Restrict the use of hostPath or if hostPath is necessary restrict which prefixes can be used and configure the volume as read-only

hostPath is a volume that mounts a directory from the host directly to the container. Rarely will pods need this type of access, but if they do, you need to be aware of the risks. By default pods that run as root will have write access to the file system exposed by hostPath. This could allow an attacker to modify the kubelet settings, create symbolic links to directories or files not directly exposed by the hostPath, e.g. /etc/shadow, install ssh keys, read secrets mounted to the host, and other malicious things. To mitigate the risks from hostPath, configure the spec.containers.volumeMounts as readOnly, for example:

volumeMounts:
- name: hostPath-volume
    readOnly: true
    mountPath: /host-path

You should also use a pod security policy to restrict the directories that can be used by hostPath volumes. For example the following PSP excerpt only allows paths that begin with /foo. It will prevent containers from traversing the host file system from outside the prefix:

allowedHostPaths:
# This allows "/foo", "/foo/", "/foo/bar" etc., but
# disallows "/fool", "/etc/foo" etc.
# "/foo/../" is never valid.
- pathPrefix: "/foo"
    readOnly: true # only allow read-only mounts

Set requests and limits for each container to avoid resource contention and DoS attacks

A pod without requests or limits can theoretically consume all of the resources available on a host. As additional pods are scheduled onto a node, the node may experience CPU or memory pressure which can cause the Kubelet to terminate or evict pods from the node. While you can’t prevent this from happening all together, setting requests and limits will help minimize resource contention and mitigate the risk from poorly written applications that consume an excessive amount of resources.

The podSpec allows you to specify requests and limits for CPU and memory. CPU is considered a compressible resource because it can be oversubscribed. Memory is incompressible, i.e. it cannot be shared among multiple containers.

When you specify requests for CPU or memory, you’re essentially designating the amount of memory that containers are guaranteed to get. Kubernetes aggregates the requests of all the containers in a pod to determine which node to schedule the pod onto. If a container exceeds the requested amount of memory it may be subject to termination if there’s memory pressure on the node.

Limits are the maximum amount of CPU and memory resources that a container is allowed to consume and directly corresponds to the memory.limit_in_bytes value of the cgroup created for the container. A container that exceeds the memory limit will be OOM killed. If a container exceeds its CPU limit, it will be throttled.

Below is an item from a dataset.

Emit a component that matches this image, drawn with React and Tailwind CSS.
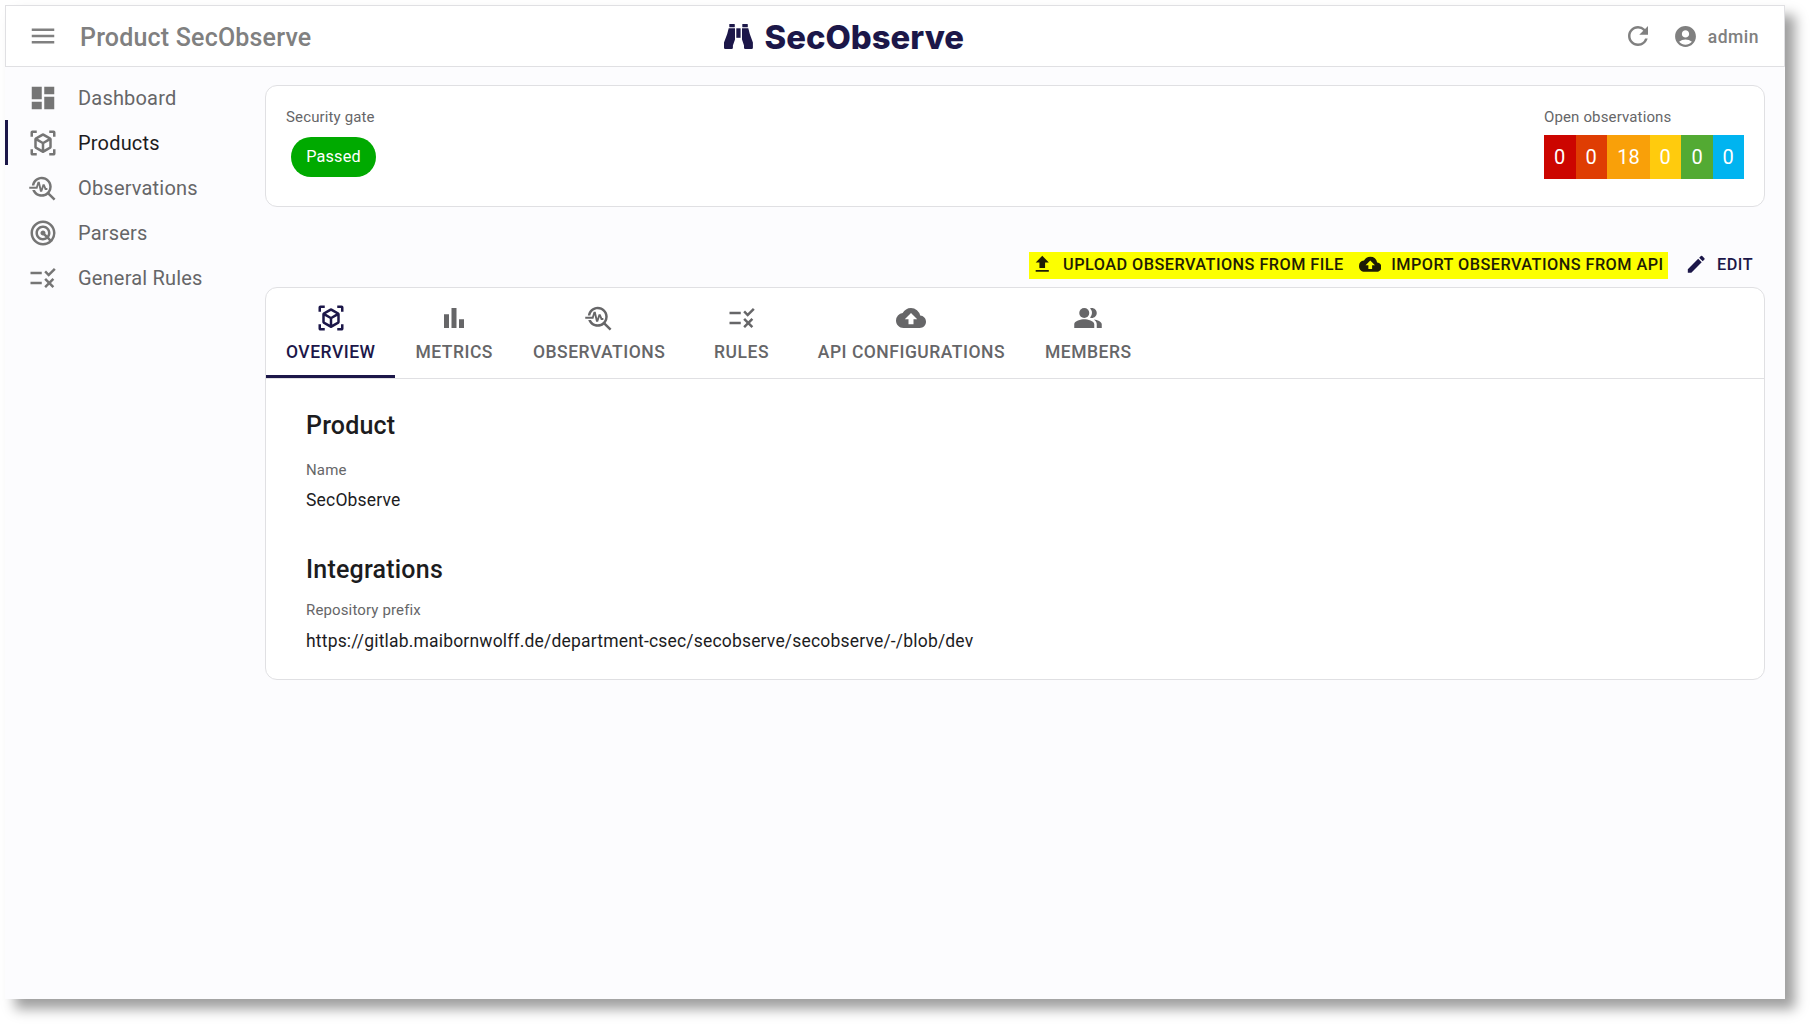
import React from "react";
import {
  MdMenu, MdDashboard, MdViewInAr, MdTroubleshoot, MdRadar, MdRule, MdBarChart,
  MdBackup, MdUpload, MdPeopleAlt, MdEdit, MdRefresh, MdAccountCircle,
} from "react-icons/md";

const NAV = [
  { label: "Dashboard", Icon: MdDashboard },
  { label: "Products", Icon: MdViewInAr, active: true },
  { label: "Observations", Icon: MdTroubleshoot },
  { label: "Parsers", Icon: MdRadar },
  { label: "General Rules", Icon: MdRule },
];

const TABS = [
  { label: "OVERVIEW", Icon: MdViewInAr, active: true },
  { label: "METRICS", Icon: MdBarChart },
  { label: "OBSERVATIONS", Icon: MdTroubleshoot },
  { label: "RULES", Icon: MdRule },
  { label: "API CONFIGURATIONS", Icon: MdBackup },
  { label: "MEMBERS", Icon: MdPeopleAlt },
];

const SEVERITIES = [
  { count: 0, style: "w-8 bg-[#cc0500] pr-px" },
  { count: 0, style: "w-[31px] bg-[#df3d03] pr-px" },
  { count: 18, style: "w-[43px] bg-[#f9a009]" },
  { count: 0, style: "w-[31px] bg-[#ffcb0d] pr-px" },
  { count: 0, style: "w-8 bg-[#53aa33]" },
  { count: 0, style: "w-[31px] bg-[#00b4f0] pr-px" },
];

function Logo() {
  return (
    <svg className="h-[44px] w-[256px]" viewBox="0 0 256 44" fill="#1c1749">
      <rect x="9.3" y="10" width="5.5" height="3.3" rx="0.6" />
      <rect x="22.3" y="10" width="5.5" height="3.3" rx="0.6" />
      <path d="M8.7 14.3H15V25.5L12.9 31.5V33.7Q12.9 35 11.6 35H5.3Q4 35 4 33.7V28.5L7.2 20Z" />
      <path d="M28.3 14.3H22V25.5L24 31.5V33.7Q24 35 25.3 35H31.6Q32.9 35 32.9 33.7V28.5L29.8 20Z" />
      <rect x="16.3" y="14.3" width="4.3" height="9.5" />
      <text
        x="44.5" y="34.7" fontFamily="Inter" fontWeight="800" fontSize="33"
        textLength="199.5" lengthAdjust="spacingAndGlyphs"
      >
        SecObserve
      </text>
    </svg>
  );
}

function Header() {
  return (
    <header className="flex h-[62px] items-center border border-[#e0e0e3] bg-white text-[#808080]">
      <MdMenu className="ml-[22px] size-[30px]" />
      <h1 className="ml-[22px] w-[640px] pt-[4px] text-[25px] font-medium tracking-[0.0075em]">Product SecObserve</h1>
      <Logo />
      <MdRefresh className="ml-auto size-[30px]" />
      <div className="ml-[20px] mr-[25px] flex items-center gap-[10px]">
        <MdAccountCircle className="size-[25px]" />
        <span className="pt-[2px] text-[17.5px] font-medium tracking-[0.02857em]">admin</span>
      </div>
    </header>
  );
}

function Sidebar() {
  return (
    <nav className="w-[260px] shrink-0 pt-2">
      {NAV.map(({ label, Icon, active }) => (
        <a
          key={label}
          className={
            active
              ? "flex h-[45px] items-center border-l-[3px] border-[#1c1749] pl-5 text-[#1c1c1e]"
              : "flex h-[45px] items-center border-l-[3px] border-transparent pl-5 text-[#666668]"
          }
        >
          <Icon className="size-[30px] text-[#757575]" />
          <span className="ml-5 text-[20px] tracking-[0.00938em]">{label}</span>
        </a>
      ))}
    </nav>
  );
}

function StatusCard() {
  return (
    <section className="mt-[18px] flex h-[122px] justify-between rounded-[12px] border border-[#e0e0e3] bg-white px-5 pt-5">
      <div>
        <div className="text-[15px] leading-[22px] tracking-[0.00938em] text-[#666668]">Security gate</div>
        <div className="ml-[5px] mt-[9px] flex h-10 w-[85px] items-center justify-center rounded-full bg-[#00aa00] text-[16.25px] tracking-[0.00938em] text-white">
          Passed
        </div>
      </div>
      <div>
        <div className="text-[15px] leading-[22px] tracking-[0.00938em] text-[#666668]">Open observations</div>
        <div className="mt-[7px] flex h-11 text-[20px] text-white">
          {SEVERITIES.map(({ count, style }, i) => (
            <span key={i} className={"flex items-center justify-center " + style}>{count}</span>
          ))}
        </div>
      </div>
    </section>
  );
}

function Action({ Icon, label }) {
  return (
    <button className="flex h-[26px] items-center gap-[10px]">
      <Icon className="mb-px size-[22.5px]" />
      <span className="whitespace-nowrap pb-[2px] text-[16.25px] font-medium leading-[25px] tracking-[0.02857em]">{label}</span>
    </button>
  );
}

function Toolbar() {
  return (
    <div className="mt-[45px] flex h-[27px] justify-end pr-[12px]">
      <div className="flex w-[639px] gap-[15px] bg-[#fcff00] pl-[2px] text-[#1e1c05]">
        <Action Icon={MdUpload} label="UPLOAD OBSERVATIONS FROM FILE" />
        <Action Icon={MdBackup} label="IMPORT OBSERVATIONS FROM API" />
      </div>
      <div className="ml-[17px] flex text-[#1c1749]">
        <Action Icon={MdEdit} label="EDIT" />
      </div>
    </div>
  );
}

function DetailCard() {
  return (
    <section className="mt-2 h-[393px] rounded-[12px] border border-[#e0e0e3] bg-white">
      <div className="flex h-[91px] border-b border-[#e0e0e3]">
        {TABS.map(({ label, Icon, active }) => (
          <button
            key={label}
            className={
              active
                ? "flex min-w-[112.5px] flex-col items-center border-b-[3px] border-[#1c1749] px-5 pt-[15px] text-[#1c1749]"
                : "flex min-w-[112.5px] flex-col items-center px-5 pt-[15px] text-[#666668]"
            }
          >
            <Icon className="size-[30px]" />
            <span className="mt-[8px] text-[17.5px] font-medium leading-[22px] tracking-[0.02857em]">{label}</span>
          </button>
        ))}
      </div>
      <div className="px-10 text-[#1c1c1e]">
        <h2 className="mt-[30px] text-[25px] font-medium leading-[34px] tracking-[0.0075em]">Product</h2>
        <div className="mt-[16px] text-[15px] leading-[22px] tracking-[0.00938em] text-[#666668]">Name</div>
        <div className="mt-[6px] text-[17.5px] leading-[26px] tracking-[0.0105em]">SecObserve</div>
        <h2 className="mt-[40px] text-[25px] font-medium leading-[34px] tracking-[0.0085em]">Integrations</h2>
        <div className="mt-[12px] text-[15px] leading-[22px] tracking-[0.00938em] text-[#666668]">Repository prefix</div>
        <div className="mt-[7px] text-[17.5px] leading-[26px] tracking-[0.0105em]">
          https://gitlab.maibornwolff.de/department-csec/secobserve/secobserve/-/blob/dev
        </div>
      </div>
    </section>
  );
}

export default function App() {
  return (
    <div className="h-[1024px] w-[1810px] overflow-hidden bg-white pl-[5px] pt-[5px] font-['Roboto',sans-serif]">
      <div className="h-[994px] w-[1780px] bg-[#fcfcfe] shadow-[10px_10px_12px_rgba(0,0,0,0.38)]">
        <Header />
        <div className="flex">
          <Sidebar />
          <main className="w-[1500px]">
            <StatusCard />
            <Toolbar />
            <DetailCard />
          </main>
        </div>
      </div>
    </div>
  );
}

Kubernetes uses three Quality of Service (QoS) classes to prioritize the workloads running on a node. These include: guaranteed, burstable, and best-effort. If limits and requests are not set, the pod is configured as best-effort (lowest priority). Best-effort pods are the first to get killed when there is insufficient memory. If limits are set on all containers within the pod, or if the requests and limits are set to the same values and not equal to 0, the pod is configured as guaranteed (highest priority). Guaranteed pods will not be killed unless they exceed their configured memory limits. If the limits and requests are configured with different values and not equal to 0, or one container within the pod sets limits and the others don’t or have limits set for different resources, the pods are configured as burstable (medium priority). These pods have some resource guarantees, but can be killed once they exceed their requested memory.

Attention

Requests don't affect the memory_limit_in_bytes value of the container's cgroup; the cgroup limit is set to the amount of memory available on the host. Nevertheless, setting the requests value too low could cause the pod to be targeted for termination by the kubelet if the node undergoes memory pressure.

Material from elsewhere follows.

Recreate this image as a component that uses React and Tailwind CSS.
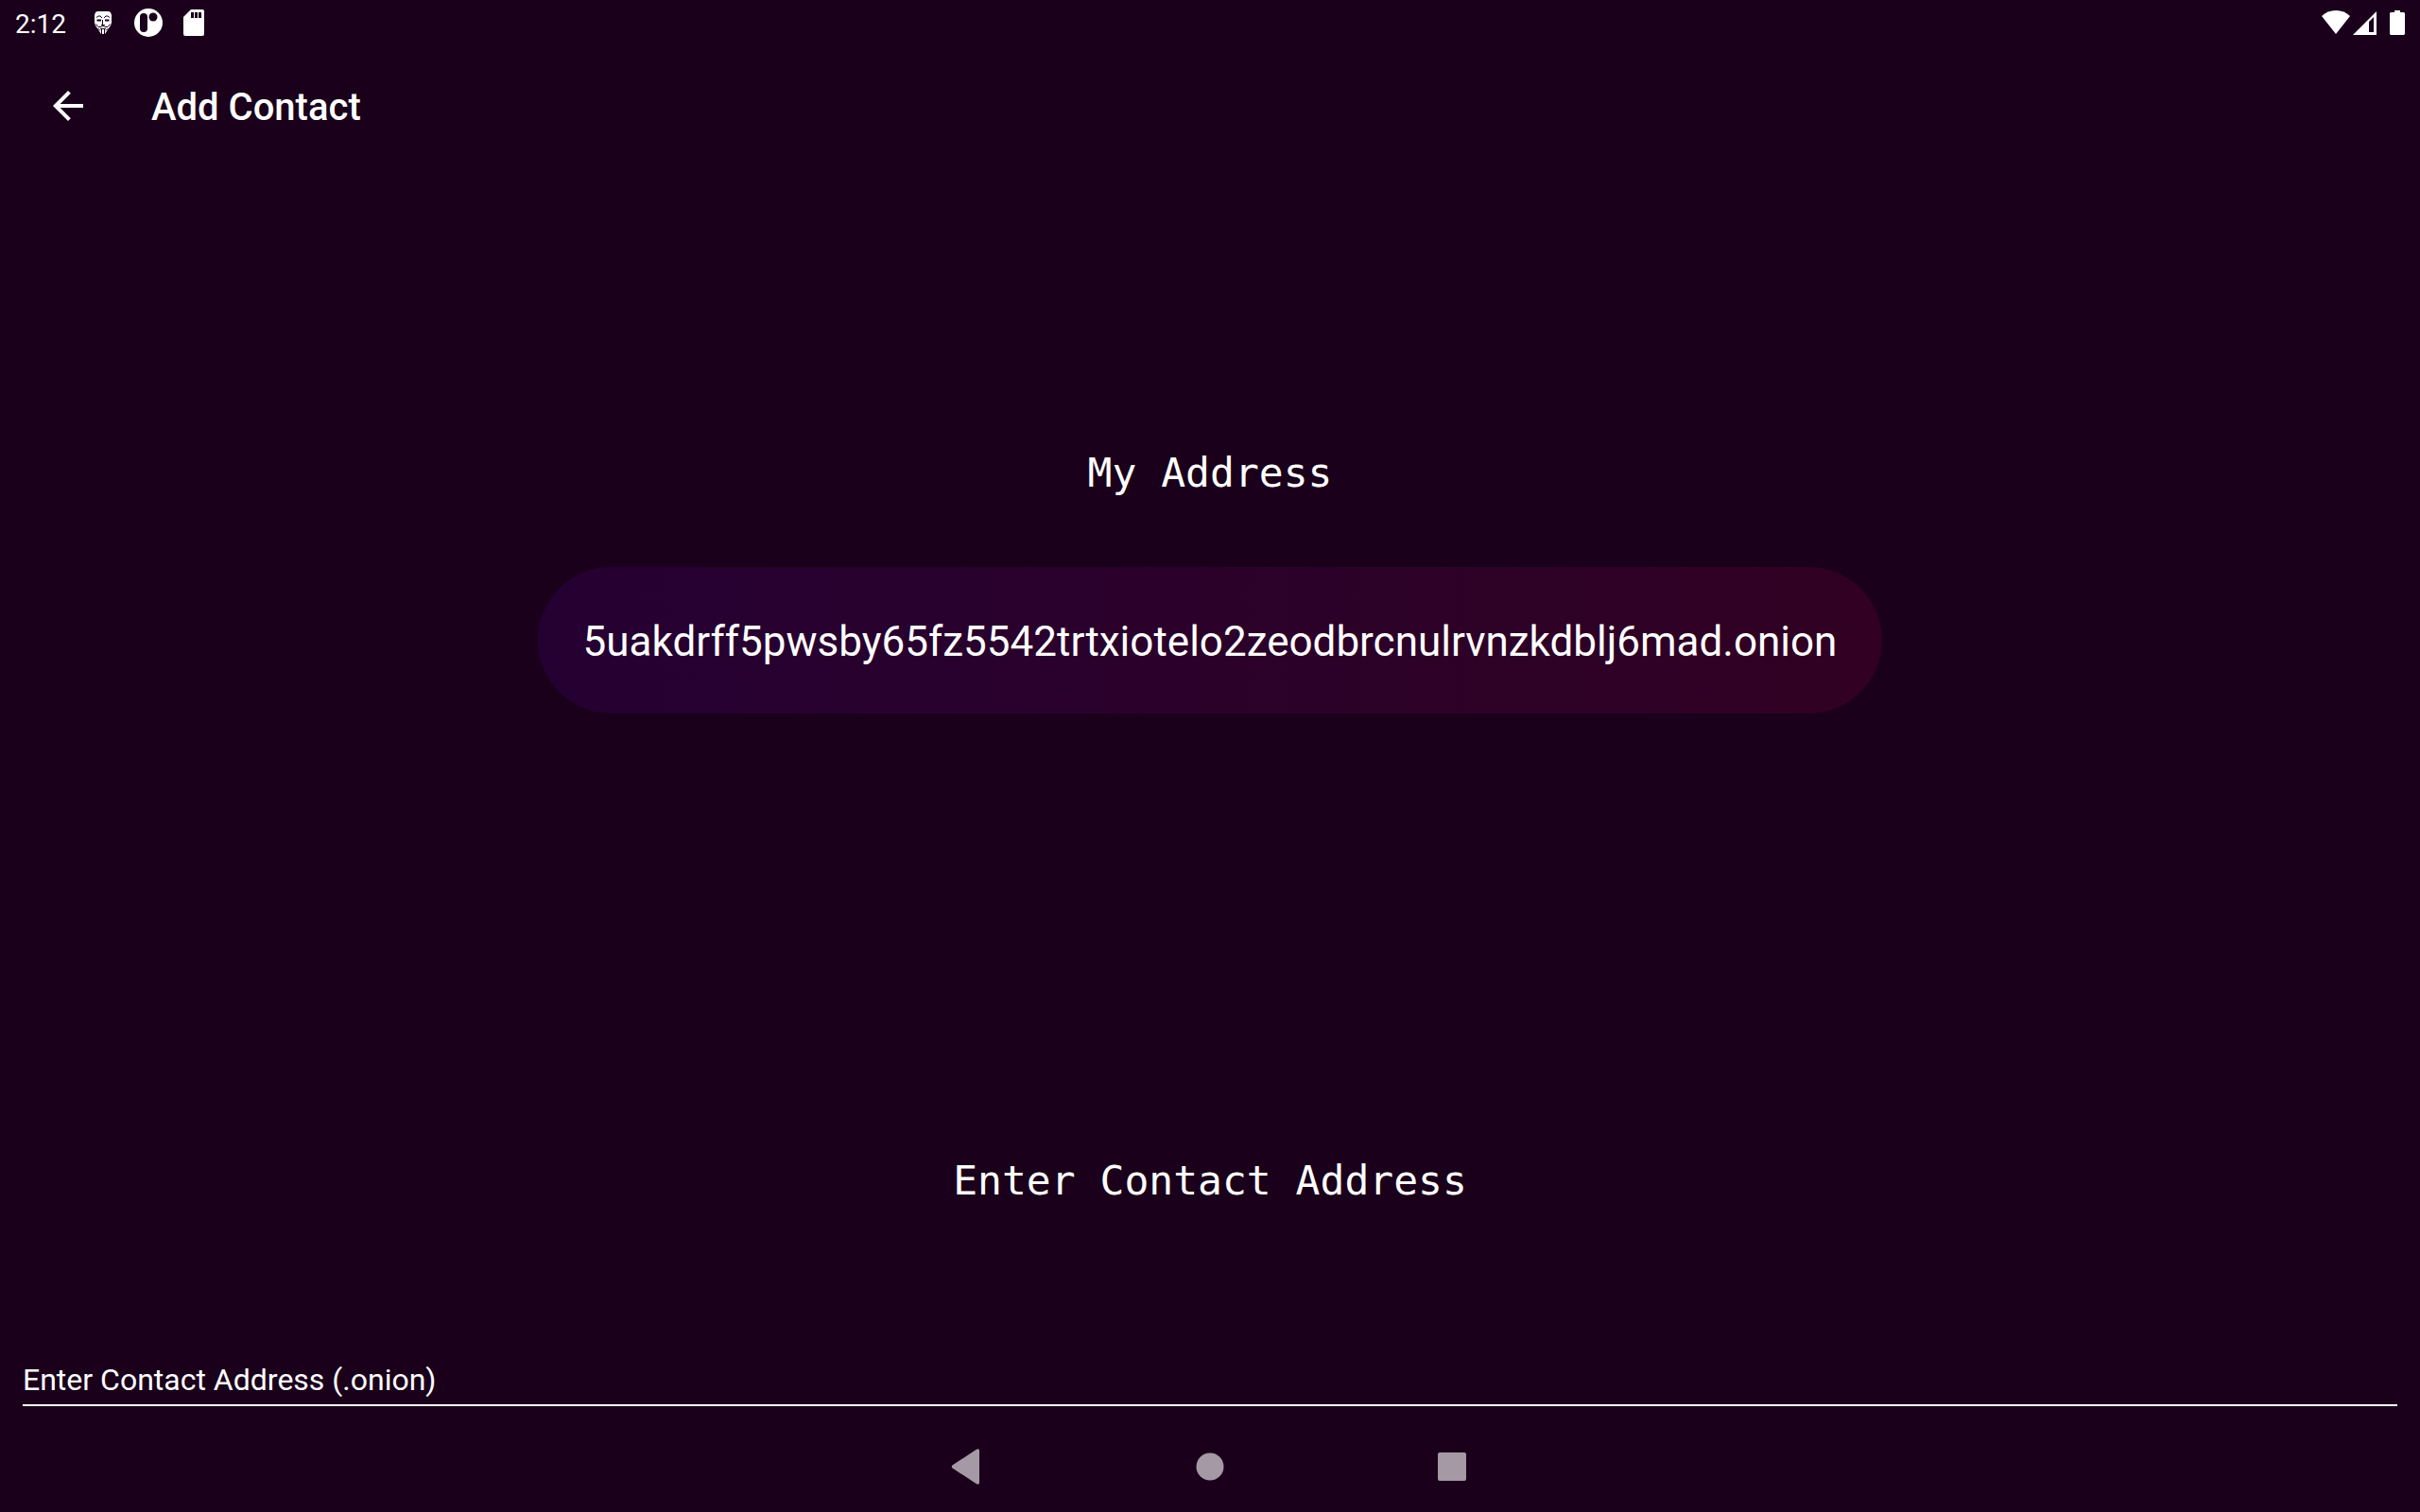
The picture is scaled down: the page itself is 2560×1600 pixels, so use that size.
import React from "react";

function MaskIcon() {
  return (
    <svg width="18" height="25" viewBox="0 0 18 25" aria-hidden="true">
      <path fill="#fff" d="M1 1 3 0H15L17 1 18 4V12L17 15 15 18 13 21 11 24H7L5 21 3 18 1 15 0 12V4Z" />
      <g fill="none" stroke="#1a001b" strokeWidth="1">
        <path d="M2 6.500 4 5H6L8 7M10 7 12 5H14L16 6.500" />
        <path d="M2.500 9.500H7M11 9.500H15.500" strokeWidth="2" />
        <path d="M8.500 9V14M7 14.500H11M1.500 13.500 4 16.500H7L9 15.500 11 16.500H14L16.500 13.500" />
        <path d="M6 18.500H12M7.500 19V24M10.500 19V24M3.500 18 6 20.500M14.500 18 12 20.500" />
      </g>
    </svg>
  );
}

function PatreonIcon() {
  return (
    <svg width="30" height="30" viewBox="0 0 30 30" aria-hidden="true">
      <circle cx="15" cy="15" r="15" fill="#fff" />
      <rect x="6" y="5" width="8" height="20" rx="4" fill="#1a001b" />
      <circle cx="20" cy="9" r="4.500" fill="#1a001b" />
    </svg>
  );
}

function SdCardIcon() {
  return (
    <svg width="22" height="28" viewBox="0 0 22 28" aria-hidden="true">
      <path fill="#fff" d="M8 0H20Q22 0 22 2V26Q22 28 20 28H2Q0 28 0 26V8Z" />
      <path fill="#1a001b" d="M8 3H11V9H8ZM12 3H15V9H12ZM16 3H19V9H16Z" />
    </svg>
  );
}

function StatusBar() {
  return (
    <header className="flex h-12 items-center justify-between px-4">
      <div className="flex items-center">
        <time className="w-[84px] pt-1 text-[28px] leading-8">2:12</time>
        <MaskIcon />
        <span className="ml-6"><PatreonIcon /></span>
        <span className="ml-[22px]"><SdCardIcon /></span>
      </div>
      <div className="flex items-center">
        <svg width="30" height="26" viewBox="0 0 30 26" aria-label="Wi-Fi">
          <path fill="#fff" d="M0 6Q6 0 15 0T30 6L15 25Z" />
        </svg>
        <svg className="ml-[3px]" width="25" height="26" viewBox="0 0 25 26" aria-label="Signal">
          <path fill="#fff" fillRule="evenodd" d="M25 1V26H0ZM22 7V23H17V12Z" />
        </svg>
        <svg className="ml-[14px]" width="16" height="26" viewBox="0 0 16 26" aria-label="Battery">
          <path fill="#fff" d="M5 0H11V2H15L16 3V25L15 26H1L0 25V3L1 2H5Z" />
        </svg>
      </div>
    </header>
  );
}

function NavBar() {
  return (
    <nav className="flex h-24 items-center justify-center gap-52 text-[#a499a4]">
      <button type="button" aria-label="Back" className="flex size-12 items-center justify-center">
        <svg width="48" height="48" viewBox="0 0 48 48" fill="currentColor">
          <path d="M7.500 22.500 33 5.800Q36 4.500 36 7V41Q36 43.500 33 42.200L7.500 25.500Q6 24 7.500 22.500Z" />
        </svg>
      </button>
      <button type="button" aria-label="Home" className="flex size-12 items-center justify-center">
        <svg width="30" height="30" viewBox="0 0 30 30" fill="currentColor"><circle cx="15" cy="15" r="14.500" /></svg>
      </button>
      <button type="button" aria-label="Overview" className="flex size-12 items-center justify-center">
        <svg width="30" height="30" viewBox="0 0 30 30" fill="currentColor"><rect width="30" height="30" rx="2" /></svg>
      </button>
    </nav>
  );
}

export default function App() {
  return (
    <div className="flex min-h-screen flex-col bg-[#1a001b] font-['Roboto',sans-serif] text-white">
      <StatusBar />
      <div className="flex h-32 items-center px-12">
        <button type="button" aria-label="Navigate up" className="flex size-12 items-center justify-center">
          <svg width="48" height="48" viewBox="0 0 24 24" fill="currentColor">
            <path d="M20 11H7.830l5.590-5.590L12 4l-8 8 8 8 1.410-1.410L7.830 13H20v-2z" />
          </svg>
        </button>
        <h1 className="ml-16 pt-1 text-[40px] leading-12 font-medium">Add Contact</h1>
      </div>
      <main className="flex flex-1 flex-col items-center justify-end px-6">
        <h2 className="font-['DejaVu_Sans_Mono',monospace] text-[43px] leading-14">My Address</h2>
        <p className="mt-[72px] rounded-full bg-linear-to-r from-[#250032] to-[#310022] px-12 pt-[50px] pb-[46px] text-[44px] leading-[59px]">
          5uakdrff5pwsby65fz5542trtxiotelo2zeodbrcnulrvnzkdblj6mad.onion
        </p>
        <label htmlFor="contact" className="mt-[466px] font-['DejaVu_Sans_Mono',monospace] text-[43px] leading-14">
          Enter Contact Address
        </label>
        <input
          id="contact"
          type="text"
          placeholder="Enter Contact Address (.onion)"
          className="mt-[155px] mb-4 h-14 w-full border-b-2 border-white bg-transparent pt-[2px] text-[32px] leading-10 outline-none placeholder:text-white"
        />
      </main>
      <NavBar />
    </div>
  );
}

Class Priority Condition Kill Condition
Guaranteed highest limit = request != 0 Only exceed memory limits
Burstable medium limit != request != 0 Can be killed if exceed request memory
Best-Effort lowest limit & request Not Set First to get killed when there's insufficient menory

For additional information about resource QoS, please refer to the Kubernetes documentation.

You can force the use of requests and limits by setting a resource quota on a namespace or by creating a limit range. A resource quota allows you to specify the total amount of resources, e.g. CPU and RAM, allocated to a namespace. When it’s applied to a namespace, it forces you to specify requests and limits for all containers deployed into that namespace. By contrast, limit ranges give you more granular control of the allocation of resources. With limit ranges you can min/max for CPU and memory resources per pod or per container within a namespace. You can also use them to set default request/limit values if none are provided.

Do not allow privileged escalation

Privileged escalation allows a process to change the security context under which its running. Sudo is a good example of this as are binaries with the SUID or SGID bit. Privileged escalation is basically a way for users to execute a file with the permissions of another user or group. You can prevent a container from using privileged escalation by implementing a pod security policy that sets allowPriviledgedEscalation to false or by setting securityContext.allowPrivilegedEscalation in the podSpec.

Tools

  • kube-psp-advisor is a tool that makes it easier to create K8s Pod Security Policies (PSPs) from either a live K8s environment or from a single .yaml file containing a pod specification (Deployment, DaemonSet, Pod, etc).